From 1c158f9b866148246bad89f5bc6d4876c752681f Mon Sep 17 00:00:00 2001
From: Julie Tibshirani <julietibs@apache.org>
Date: Sun, 11 Feb 2024 18:11:24 -0800
Subject: [PATCH] Don't truncate file before detecting language (#740)

Currently, we truncate a file's contents to 2048 bytes before passing it to
`go-enry`. I ran into a few cases where this is causing us to misclassify
files.

This PR removes the truncation. It should still be fine in terms of
performance, since `go-enry` is quite fast in general: ~1ms in my local
testing, even for large files. And we only run language detection if we plan to
index the file, which means we skip binary files and large files.
---
 indexbuilder.go | 7 +------
 1 file changed, 1 insertion(+), 6 deletions(-)

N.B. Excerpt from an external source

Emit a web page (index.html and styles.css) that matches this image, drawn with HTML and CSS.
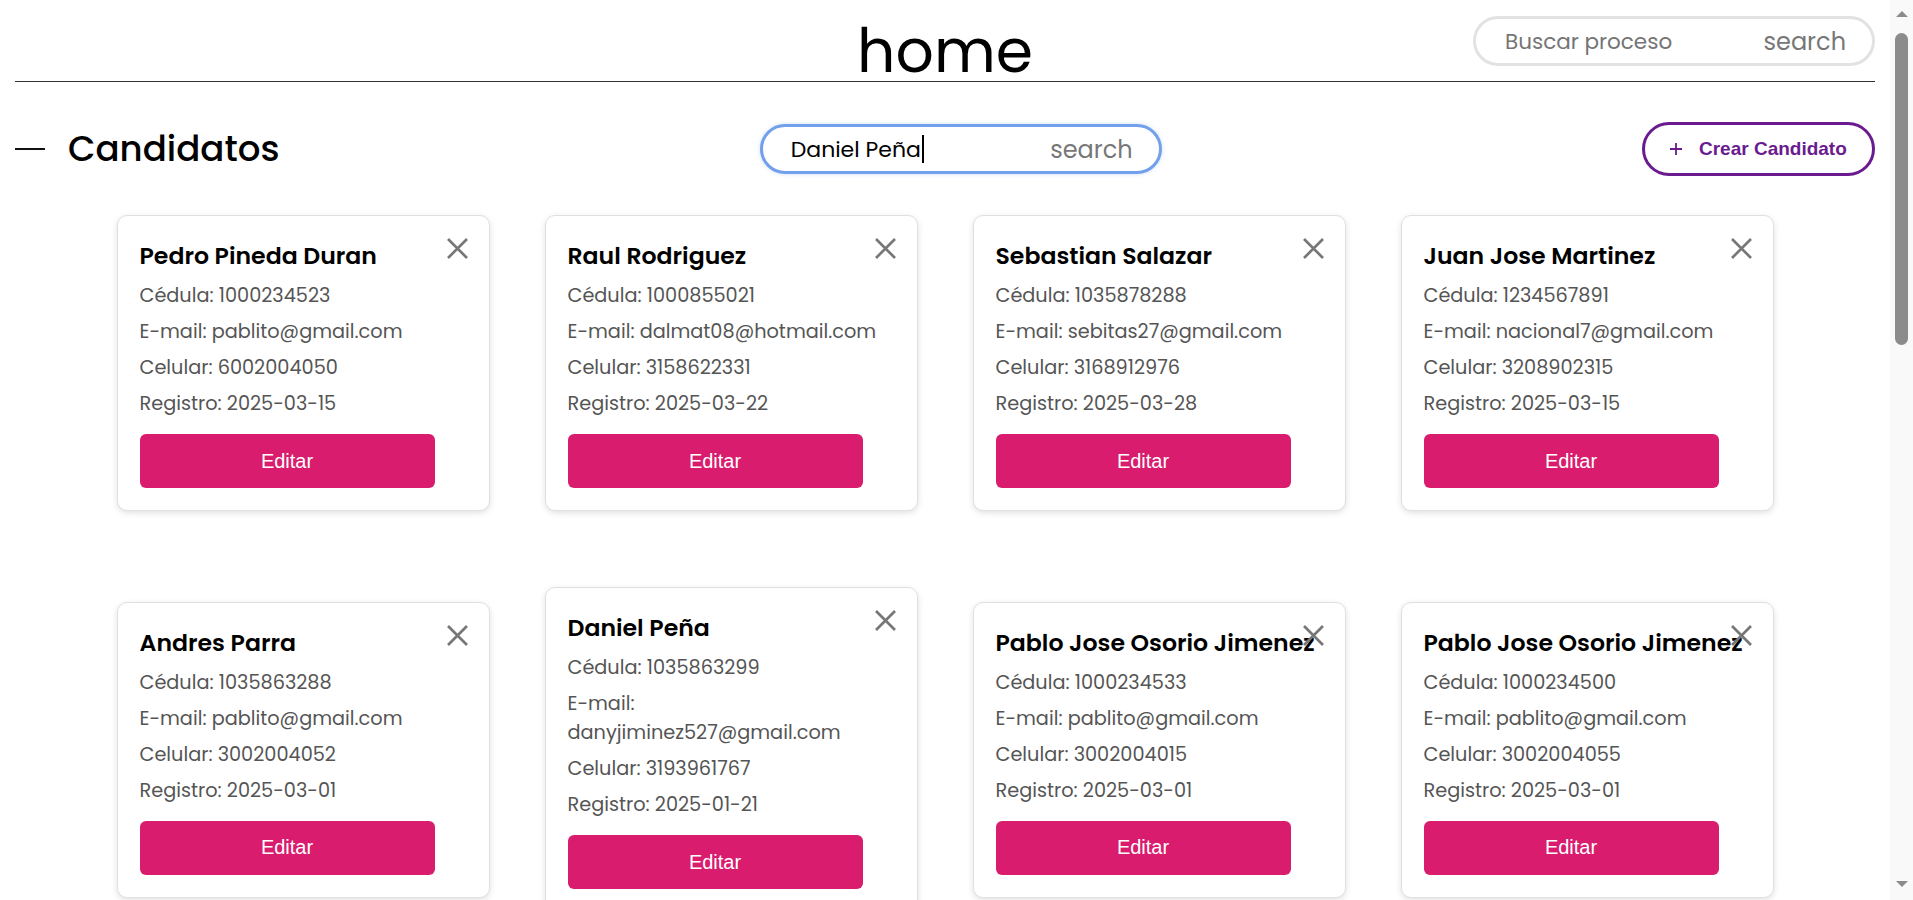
FILE: index.html
```html
<!DOCTYPE html>
<html lang="es">
<head>
<meta charset="utf-8">
<title>home</title>
<link rel="stylesheet" href="styles.css">
</head>
<body>
<header class="topbar">
  <div class="topbar-side"></div>
  <h1 class="page-title">home</h1>
  <div class="topbar-side topbar-side--end">
    <div class="search search--global">
      <span class="search-text search-text--placeholder">Buscar proceso</span>
      <span class="search-icon">search</span>
    </div>
  </div>
</header>

<section class="toolbar">
  <div class="section-title">
    <span class="dash"></span>
    <h2>Candidatos</h2>
  </div>
  <div class="search search--active">
    <span class="search-text">Daniel Peña<span class="caret"></span></span>
    <span class="search-icon">search</span>
  </div>
  <button class="btn-create">
    <svg class="plus" width="14" height="14" viewBox="0 0 14 14"><path d="M7 1v12M1 7h12" stroke="currentColor" stroke-width="1.8" fill="none"/></svg>
    <span>Crear Candidato</span>
  </button>
</section>

<main class="cards">
  <article class="card">
    <svg class="close" viewBox="0 0 21 21"><path d="M1 1l19 19M20 1L1 20"/></svg>
    <h3>Pedro Pineda Duran</h3>
    <p>Cédula: 1000234523</p>
    <p>E-mail: pablito@gmail.com</p>
    <p>Celular: 6002004050</p>
    <p>Registro: 2025-03-15</p>
    <button class="btn-edit">Editar</button>
  </article>
  <article class="card">
    <svg class="close" viewBox="0 0 21 21"><path d="M1 1l19 19M20 1L1 20"/></svg>
    <h3>Raul Rodriguez</h3>
    <p>Cédula: 1000855021</p>
    <p>E-mail: dalmat08@hotmail.com</p>
    <p>Celular: 3158622331</p>
    <p>Registro: 2025-03-22</p>
    <button class="btn-edit">Editar</button>
  </article>
  <article class="card">
    <svg class="close" viewBox="0 0 21 21"><path d="M1 1l19 19M20 1L1 20"/></svg>
    <h3>Sebastian Salazar</h3>
    <p>Cédula: 1035878288</p>
    <p>E-mail: sebitas27@gmail.com</p>
    <p>Celular: 3168912976</p>
    <p>Registro: 2025-03-28</p>
    <button class="btn-edit">Editar</button>
  </article>
  <article class="card">
    <svg class="close" viewBox="0 0 21 21"><path d="M1 1l19 19M20 1L1 20"/></svg>
    <h3>Juan Jose Martinez</h3>
    <p>Cédula: 1234567891</p>
    <p>E-mail: nacional7@gmail.com</p>
    <p>Celular: 3208902315</p>
    <p>Registro: 2025-03-15</p>
    <button class="btn-edit">Editar</button>
  </article>
  <article class="card">
    <svg class="close" viewBox="0 0 21 21"><path d="M1 1l19 19M20 1L1 20"/></svg>
    <h3>Andres Parra</h3>
    <p>Cédula: 1035863288</p>
    <p>E-mail: pablito@gmail.com</p>
    <p>Celular: 3002004052</p>
    <p>Registro: 2025-03-01</p>
    <button class="btn-edit">Editar</button>
  </article>
  <article class="card">
    <svg class="close" viewBox="0 0 21 21"><path d="M1 1l19 19M20 1L1 20"/></svg>
    <h3>Daniel Peña</h3>
    <p>Cédula: 1035863299</p>
    <p>E-mail: danyjiminez527@gmail.com</p>
    <p>Celular: 3193961767</p>
    <p>Registro: 2025-01-21</p>
    <button class="btn-edit">Editar</button>
  </article>
  <article class="card">
    <svg class="close" viewBox="0 0 21 21"><path d="M1 1l19 19M20 1L1 20"/></svg>
    <h3>Pablo Jose Osorio Jimenez</h3>
    <p>Cédula: 1000234533</p>
    <p>E-mail: pablito@gmail.com</p>
    <p>Celular: 3002004015</p>
    <p>Registro: 2025-03-01</p>
    <button class="btn-edit">Editar</button>
  </article>
  <article class="card">
    <svg class="close" viewBox="0 0 21 21"><path d="M1 1l19 19M20 1L1 20"/></svg>
    <h3>Pablo Jose Osorio Jimenez</h3>
    <p>Cédula: 1000234500</p>
    <p>E-mail: pablito@gmail.com</p>
    <p>Celular: 3002004055</p>
    <p>Registro: 2025-03-01</p>
    <button class="btn-edit">Editar</button>
  </article>
</main>

<div class="scrollbar" aria-hidden="true">
  <span class="scrollbar-arrow scrollbar-arrow--up"></span>
  <span class="scrollbar-thumb"></span>
  <span class="scrollbar-arrow scrollbar-arrow--down"></span>
</div>
</body>
</html>
```

FILE: styles.css
```css
* { box-sizing: border-box; }

html, body {
  margin: 0;
  padding: 0;
  background: #fff;
}

body {
  font-family: "Poppins", "Inter", "Noto Sans", sans-serif;
  color: #000;
  padding: 0 38px 0 15px;
}

/* ---------- top bar ---------- */
.topbar {
  display: grid;
  grid-template-columns: 1fr auto 1fr;
  height: 82px;
  border-bottom: 1px solid #333;
}

.topbar-side--end {
  display: flex;
  justify-content: flex-end;
  align-items: flex-start;
}

.page-title {
  margin: 21px 0 0;
  font-size: 60px;
  line-height: 60px;
  font-weight: 400;
}

/* ---------- search boxes ---------- */
.search {
  width: 402px;
  height: 50px;
  border-radius: 25px;
  border: 3px solid #e2e2e2;
  display: flex;
  align-items: center;
  justify-content: space-between;
  padding: 0 26px 0 29px;
  background: #fff;
}

.search--global {
  margin-top: 16px;
}

.search--active {
  border-color: #72a0ea;
  box-shadow: 0 0 4px rgba(114, 160, 234, 0.35);
  padding-left: 28px;
}

.search-text {
  font-size: 22px;
  color: #000;
  display: flex;
  align-items: center;
}

.search-text--placeholder {
  font-size: 21.5px;
  color: #757575;
}

.caret {
  display: inline-block;
  width: 2px;
  height: 28px;
  background: #000;
  margin-left: 1px;
}

.search-icon {
  font-size: 24px;
  color: #777;
}

/* ---------- toolbar ---------- */
.toolbar {
  display: flex;
  justify-content: space-between;
  align-items: center;
  margin-top: 40px;
  height: 54px;
}

.section-title {
  display: flex;
  align-items: center;
  gap: 23px;
}

.dash {
  display: block;
  width: 30px;
  height: 2px;
  background: #111;
}

.section-title h2 {
  margin: 0;
  font-size: 35.6px;
  font-weight: 500;
  line-height: 1.2;
}

.btn-create {
  width: 233px;
  height: 54px;
  border: 3px solid #6a1b8f;
  border-radius: 27px;
  background: #fff;
  color: #6a1b8f;
  display: flex;
  align-items: center;
  padding: 0 0 0 24px;
  gap: 16px;
  font-family: "Liberation Sans", Arial, sans-serif;
  font-weight: 700;
  font-size: 19px;
  cursor: pointer;
}

.plus { flex: none; }

/* ---------- cards ---------- */
.cards {
  display: flex;
  flex-wrap: wrap;
  justify-content: center;
  align-items: center;
  gap: 76px 55px;
  margin-top: 39px;
  padding-bottom: 60px;
}

.card {
  position: relative;
  width: 373px;
  border: 1px solid #e0e0e0;
  border-radius: 10px;
  background: #fff;
  box-shadow: 0 2px 6px rgba(0, 0, 0, 0.12);
  padding: 25px 22px 22px;
}

.card h3 {
  margin: 0 0 10px;
  font-size: 23.6px;
  line-height: 30px;
  font-weight: 600;
  color: #000;
}

.card p {
  margin: 7px 0 0;
  font-size: 19.3px;
  line-height: 29px;
  color: #555;
}

.card h3 + p { margin-top: 0; }

.close {
  position: absolute;
  top: 22px;
  right: 21px;
  width: 21px;
  height: 21px;
  stroke: #777;
  stroke-width: 2.7;
  fill: none;
}

.btn-edit {
  display: block;
  margin-top: 16px;
  width: 295px;
  height: 54px;
  border: none;
  border-radius: 6px;
  background: #d91c6d;
  color: #fff;
  font-family: "Liberation Sans", Arial, sans-serif;
  font-size: 20px;
  cursor: pointer;
}

/* ---------- browser scrollbar (as in the capture) ---------- */
.scrollbar {
  position: fixed;
  top: 0;
  right: 0;
  width: 23px;
  height: 100vh;
  background: #f9f9f9;
  display: flex;
  flex-direction: column;
  align-items: center;
  padding: 11px 0 13px;
}

.scrollbar-arrow {
  width: 0;
  height: 0;
  border-left: 6px solid transparent;
  border-right: 6px solid transparent;
}

.scrollbar-arrow--up {
  border-bottom: 6px solid #8b8b8b;
}

.scrollbar-arrow--down {
  border-top: 6px solid #8b8b8b;
  margin-top: auto;
}

.scrollbar-thumb {
  width: 13px;
  height: 312px;
  margin-top: 16px;
  border-radius: 7px;
  background: #8b8b8b;
}
```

diff --git a/indexbuilder.go b/indexbuilder.go
index 67773c6d7..6a7b5ea1a 100644
--- a/indexbuilder.go
+++ b/indexbuilder.go
@@ -397,12 +397,7 @@ func (b *IndexBuilder) addSymbols(symbols []*Symbol) {
 
 func DetermineLanguageIfUnknown(doc *Document) {
 	if doc.Language == "" {
-		c := doc.Content
-		// classifier is faster on small files without losing much accuracy
-		if len(c) > 2048 {
-			c = c[:2048]
-		}
-		doc.Language = enry.GetLanguage(doc.Name, c)
+		doc.Language = enry.GetLanguage(doc.Name, doc.Content)
 	}
 }